I have been known to procrastinate, but today I am getting things done. It is Monday morning and I just crumpled up my bright green sticky note and tossed it in to the garbage. I checked the box on an important “to-do” and wanted to scream, “Wow, that was simple!”
The sticky note said: “Make Doctor Appointment/Massage.” My morning has only begun and I have already scheduled my doctor’s appointment and booked a massage for next week. I can almost feel the relief!
Once I committed to accomplishing that task, it only took a mere five minutes to complete. So why did it take me so long to get these tasks done, even though I had been thinking about making the appointments for weeks?

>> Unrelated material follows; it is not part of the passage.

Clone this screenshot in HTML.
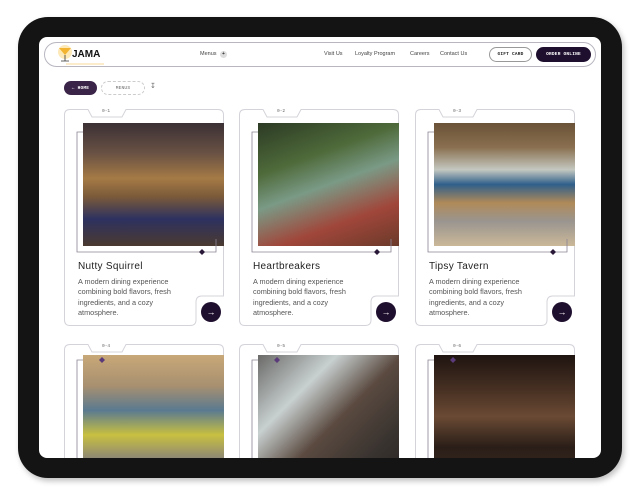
<!DOCTYPE html>
<html><head><meta charset="utf-8"><style>
*{margin:0;padding:0;box-sizing:border-box}
body{width:641px;height:500px;background:#fff;position:relative;overflow:hidden;font-family:"Liberation Sans",sans-serif}
.bezel{position:absolute;left:18px;top:17px;width:604px;height:461px;background:#141414;border-radius:30px;box-shadow:2px 3px 6px rgba(0,0,0,.25)}
.screen{position:absolute;left:39px;top:37px;width:562px;height:421px;background:#fff;border-radius:8px;overflow:hidden}
.abs{position:absolute}
.nav{left:5px;top:5px;width:552px;height:25px;border:1px solid #b9b6c0;border-radius:13px}
.navt{font-size:5.5px;color:#444}
.btn{border-radius:8px;font-family:"Liberation Mono",monospace;font-size:4.5px;font-weight:bold;display:flex;align-items:center;justify-content:center;letter-spacing:.2px}
.card{position:absolute;width:160px;height:217px;overflow:hidden}
.card svg{position:absolute;left:0;top:0}
.img{position:absolute;left:19px;top:14px;width:141px;height:123px}
.lab{position:absolute;left:38px;top:0px;font-family:"Liberation Mono",monospace;font-size:4.5px;color:#666}
.ttl{position:absolute;left:14px;top:152px;font-size:10px;color:#222;letter-spacing:.3px}
.dsc{position:absolute;left:14px;top:168px;width:114px;font-size:7.3px;line-height:10.4px;color:#555}
.go{position:absolute;left:137px;top:193px;width:20px;height:20px;border-radius:50%;background:#1f0f2e;color:#fff;font-size:9px;display:flex;align-items:center;justify-content:center}
</style></head><body>
<div class="bezel"></div>
<div class="screen">
 <div class="abs nav"></div>
 <svg class="abs" style="left:17px;top:7px" width="50" height="22">
  <circle cx="9" cy="8" r="7" fill="#fde9b8"/>
  <path d="M3 4 L15 4 L9 11 Z" fill="#f2b431"/>
  <line x1="9" y1="11" x2="9" y2="17" stroke="#333" stroke-width=".8"/>
  <line x1="5" y1="17" x2="13" y2="17" stroke="#333" stroke-width=".8"/>
  <text x="16" y="13" font-family="Liberation Sans" font-weight="bold" font-size="10" fill="#111">JAMA</text>
  <line x1="10" y1="20" x2="48" y2="20" stroke="#f2b431" stroke-width=".6"/>
 </svg>
 <div class="abs navt" style="left:161px;top:14px">Menus</div>
 <div class="abs" style="left:181px;top:14px;width:7px;height:7px;border-radius:50%;background:#ddd;font-size:5px;text-align:center;line-height:7px">+</div>
 <div class="abs navt" style="left:285px;top:14px">Visit Us</div>
 <div class="abs navt" style="left:316px;top:14px">Loyalty Program</div>
 <div class="abs navt" style="left:371px;top:14px">Careers</div>
 <div class="abs navt" style="left:401px;top:14px">Contact Us</div>
 <div class="abs btn" style="left:450px;top:10px;width:43px;height:15px;border:1px solid #999;color:#222">GIFT CARD</div>
 <div class="abs btn" style="left:497px;top:10px;width:55px;height:15px;background:#1f0f2e;color:#fff">ORDER ONLINE</div>
 <div class="abs btn" style="left:25px;top:44px;width:33px;height:14px;background:#3a2448;color:#fff">&larr; HOME</div>
 <div class="abs btn" style="left:62px;top:44px;width:44px;height:14px;border:1px dashed #ccc;color:#666;font-weight:normal">MENUS</div>
 <div class="abs" style="left:111px;top:45px;font-size:7px;color:#666">&#8615;</div>
</div>

<div class="card" style="left:64px;top:109px">
 <svg width="160" height="217"><path d="M6,0.5 H24 L28,8 H58 L62,0.5 H154 Q159.5,0.5 159.5,6 V187 H138 Q132,187 132,193 V211 Q132,216.5 126,216.5 H6 Q0.5,216.5 0.5,211 V6 Q0.5,0.5 6,0.5 Z" fill="none" stroke="#d5d3da" stroke-width="1"/></svg>
 <div class="lab">0-1</div>
 <div class="img" style="background:linear-gradient(180deg,#3b3035 0%,#6a5244 25%,#a57a45 45%,#7a5a3a 60%,#2d3160 78%,#4a3a30 100%)"></div>
 <svg width="160" height="217"><path d="M19,23 H13 V143 H152 V130" fill="none" stroke="#8a8494" stroke-width=".8"/><path d="M135,143 l3,-3 l3,3 l-3,3z" fill="#2a1838"/></svg>
 <div class="ttl">Nutty Squirrel</div>
 <div class="dsc">A modern dining experience combining bold flavors, fresh ingredients, and a cozy atmosphere.</div>
 <div class="go">&rarr;</div>
</div>
<div class="card" style="left:239px;top:109px">
 <svg width="160" height="217"><path d="M6,0.5 H24 L28,8 H58 L62,0.5 H154 Q159.5,0.5 159.5,6 V187 H138 Q132,187 132,193 V211 Q132,216.5 126,216.5 H6 Q0.5,216.5 0.5,211 V6 Q0.5,0.5 6,0.5 Z" fill="none" stroke="#d5d3da" stroke-width="1"/></svg>
 <div class="lab">0-2</div>
 <div class="img" style="background:linear-gradient(160deg,#2c3a24 0%,#4e6a3a 30%,#7a9a86 50%,#a0463a 75%,#6a3a2a 100%)"></div>
 <svg width="160" height="217"><path d="M19,23 H13 V143 H152 V130" fill="none" stroke="#8a8494" stroke-width=".8"/><path d="M135,143 l3,-3 l3,3 l-3,3z" fill="#2a1838"/></svg>
 <div class="ttl">Heartbreakers</div>
 <div class="dsc">A modern dining experience combining bold flavors, fresh ingredients, and a cozy atmosphere.</div>
 <div class="go">&rarr;</div>
</div>
<div class="card" style="left:415px;top:109px">
 <svg width="160" height="217"><path d="M6,0.5 H24 L28,8 H58 L62,0.5 H154 Q159.5,0.5 159.5,6 V187 H138 Q132,187 132,193 V211 Q132,216.5 126,216.5 H6 Q0.5,216.5 0.5,211 V6 Q0.5,0.5 6,0.5 Z" fill="none" stroke="#d5d3da" stroke-width="1"/></svg>
 <div class="lab">0-3</div>
 <div class="img" style="background:linear-gradient(180deg,#6a5238 0%,#8a7050 20%,#c4c8c0 38%,#2f5f8a 50%,#b08a58 65%,#9a9590 80%,#cbb898 100%)"></div>
 <svg width="160" height="217"><path d="M19,23 H13 V143 H152 V130" fill="none" stroke="#8a8494" stroke-width=".8"/><path d="M135,143 l3,-3 l3,3 l-3,3z" fill="#2a1838"/></svg>
 <div class="ttl">Tipsy Tavern</div>
 <div class="dsc">A modern dining experience combining bold flavors, fresh ingredients, and a cozy atmosphere.</div>
 <div class="go">&rarr;</div>
</div>

<div class="card" style="left:64px;top:344px;height:114px">
 <svg width="160" height="114"><path d="M0.5,114 V6 Q0.5,0.5 6,0.5 H24 L28,8 H58 L62,0.5 H154 Q159.5,0.5 159.5,6 V114" fill="none" stroke="#d5d3da" stroke-width="1"/></svg>
 <div class="lab">0-4</div>
 <div class="img" style="top:11px;background:linear-gradient(180deg,#c8a878 0%,#a89070 25%,#5a7a90 45%,#c8c040 65%,#8a8478 85%,#6a6458 100%)"></div>
 <svg width="160" height="114"><path d="M19,16 H13 V114" fill="none" stroke="#8a8494" stroke-width=".8"/><path d="M35,16 l3,-3 l3,3 l-3,3z" fill="#5a3a78"/></svg>
</div>
<div class="card" style="left:239px;top:344px;height:114px">
 <svg width="160" height="114"><path d="M0.5,114 V6 Q0.5,0.5 6,0.5 H24 L28,8 H58 L62,0.5 H154 Q159.5,0.5 159.5,6 V114" fill="none" stroke="#d5d3da" stroke-width="1"/></svg>
 <div class="lab">0-5</div>
 <div class="img" style="top:11px;background:linear-gradient(135deg,#6a6a68 0%,#c8d0d0 30%,#5a4a40 55%,#3a3430 80%,#2a2624 100%)"></div>
 <svg width="160" height="114"><path d="M19,16 H13 V114" fill="none" stroke="#8a8494" stroke-width=".8"/><path d="M35,16 l3,-3 l3,3 l-3,3z" fill="#5a3a78"/></svg>
</div>
<div class="card" style="left:415px;top:344px;height:114px">
 <svg width="160" height="114"><path d="M0.5,114 V6 Q0.5,0.5 6,0.5 H24 L28,8 H58 L62,0.5 H154 Q159.5,0.5 159.5,6 V114" fill="none" stroke="#d5d3da" stroke-width="1"/></svg>
 <div class="lab">0-6</div>
 <div class="img" style="top:11px;background:linear-gradient(180deg,#1e1410 0%,#4a3224 30%,#6a4a34 50%,#2a1e18 75%,#3a2a20 100%)"></div>
 <svg width="160" height="114"><path d="M19,16 H13 V114" fill="none" stroke="#8a8494" stroke-width=".8"/><path d="M35,16 l3,-3 l3,3 l-3,3z" fill="#5a3a78"/></svg>
</div>
</body></html>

I wrote the sticky note reminder yesterday. I accomplished it today. Interesting, isn’t it?
Write Down Your Goals
I am sure that you have heard it before; write your goals down and you will achieve them. I have to agree. The act of writing down what you need to do is a commitment to getting it done. It symbolizes your conscious desire to “check the box” next to that task. Writing down each goal and then committing to their completion gives you focus, and ultimately freedom from the stress and overwhelm that builds over time.
Once you have captured the to-do, whether it is on a sticky note, notebook or in your smart phone, make sure it remains in front of you until the task is accomplished. The constant reminder will encourage you to take action and for me, the simple act of crumpling up the sticky note brings an immense amount of satisfaction.
Don’t Make It Complicated
Oftentimes we complicate our professional and personal lives, carrying around an enormous amount of tasks that need to get out of our head and into an easy to manage checklist.Without a system and the ability to prioritize to-do’s, it is easy to feel overwhelmed and deal more with distraction than the completion of tasks. The lack of structure can be stressful and eventually lead to anxiety, worry and a lack of productivity. So keep it simple: write it down and get it done.
If you need further proof, consider this:
In 1953, Yale University’s graduating seniors were surveyed to determine how many of them had specific, written goals for their future. At graduation time, only 3% of the class had written down their goals. Twenty years later, researchers polled the same members of that class and found that the 3% who had written down their goals had amassed more financial wealth than the other 97% combined!
I would love to be a part of the 3%. How about you? Now let’s go get some things done!